Step 4 — concurrency:
Two users place an order for the last 1 unit of Product A simultaneously.
Expected: one succeeds, one gets "out of stock" error.
DB check: stock_count = 0 (not -1 or 1) ✓

Step 5 — audit trail:
After order placement, check the audit_log table:
→ Row inserted with action='order_placed', user_id, timestamp, and order_id ✓
→ Log matches actual data change exactly ✓
``

Real-world QA use case:
A QA engineer tests an order cancellation feature that refunds the customer and restores stock. She simulates a database timeout between the refund INSERT and the stock UPDATE. The refund is processed but stock is not restored — the database is in an inconsistent state. The fix: wrap both operations in a transaction. She caught a data integrity bug that would have caused inventory undercount in production.

Rule of thumb: for any feature that writes to multiple tables, always test the failure path — confirm a failure on table 2 rolls back the change to table 1.
💡 Plain English: Testing a bank transfer: money must leave Account A and arrive in Account B as a single atomic operation. If anything goes wrong mid-transfer, neither account should have moved — no money disappears into the void, no money is created from nothing.
43
Test Data

The test environment data doesn't reflect real production patterns. How does this affect testing and what do you do?

Unrealistic test data creates false confidence — performance issues, data-pattern bugs, and edge cases that only exist in production get completely missed in testing.

Why it exists:
QA engineers often test against a small, clean, hand-crafted dataset that looks nothing like what's actually in production. Production data has volume (millions of rows), entropy (edge-case names, formats, currencies), and history (partially completed records, legacy formats, inactive accounts). Testing on toy data is like testing a bridge with toy trucks — the test passes, the real load fails.

Walked-through example:
``text
Scenario: search feature on a user directory app.

Test environment data (current state):
10 users, all with standard ASCII first/last names, all active, all UK addresses.

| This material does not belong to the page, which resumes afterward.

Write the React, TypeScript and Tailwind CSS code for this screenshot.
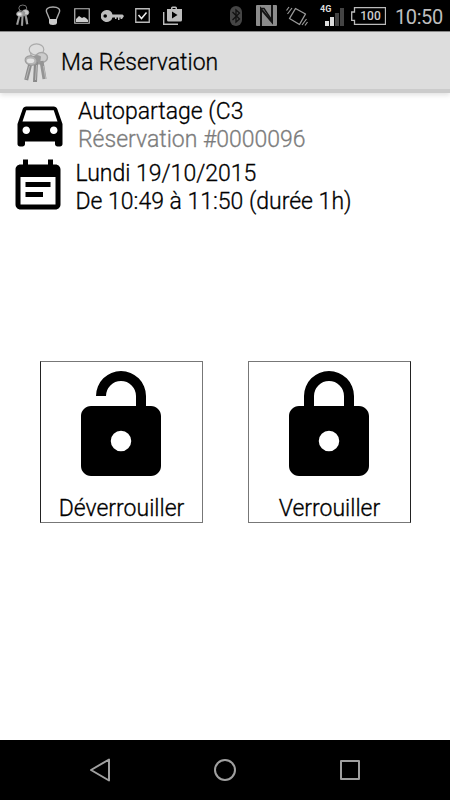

What's missing compared to production:
100,000 users → performance testing is meaningless
Names with apostrophes: "O'Brien" → SQL escaping bug invisible
Names with accented chars: "José" → encoding bug invisible
Inactive / deactivated users → filter behaviour untested
Addresses in 15 countries → address format handling untested
Users created 5 years ago (legacy) → old data format handling untested

What to do:
Step 1 — document the gap:
"Test environment has 10 rows of clean data. Production has 100k rows with
character-set variety. Performance and encoding testing results may not
reflect production behaviour. Flagged to QA lead and PM."

Step 2 — create targeted realistic data:
Work with a developer or DBA to seed:
→ 500 users with a mix of UK, US, French, and Spanish address formats
→ 10 users with apostrophes and accented characters in their names
→ 20 inactive accounts, 5 partially completed profiles
→ Ensure all PII is synthetic (not real user data)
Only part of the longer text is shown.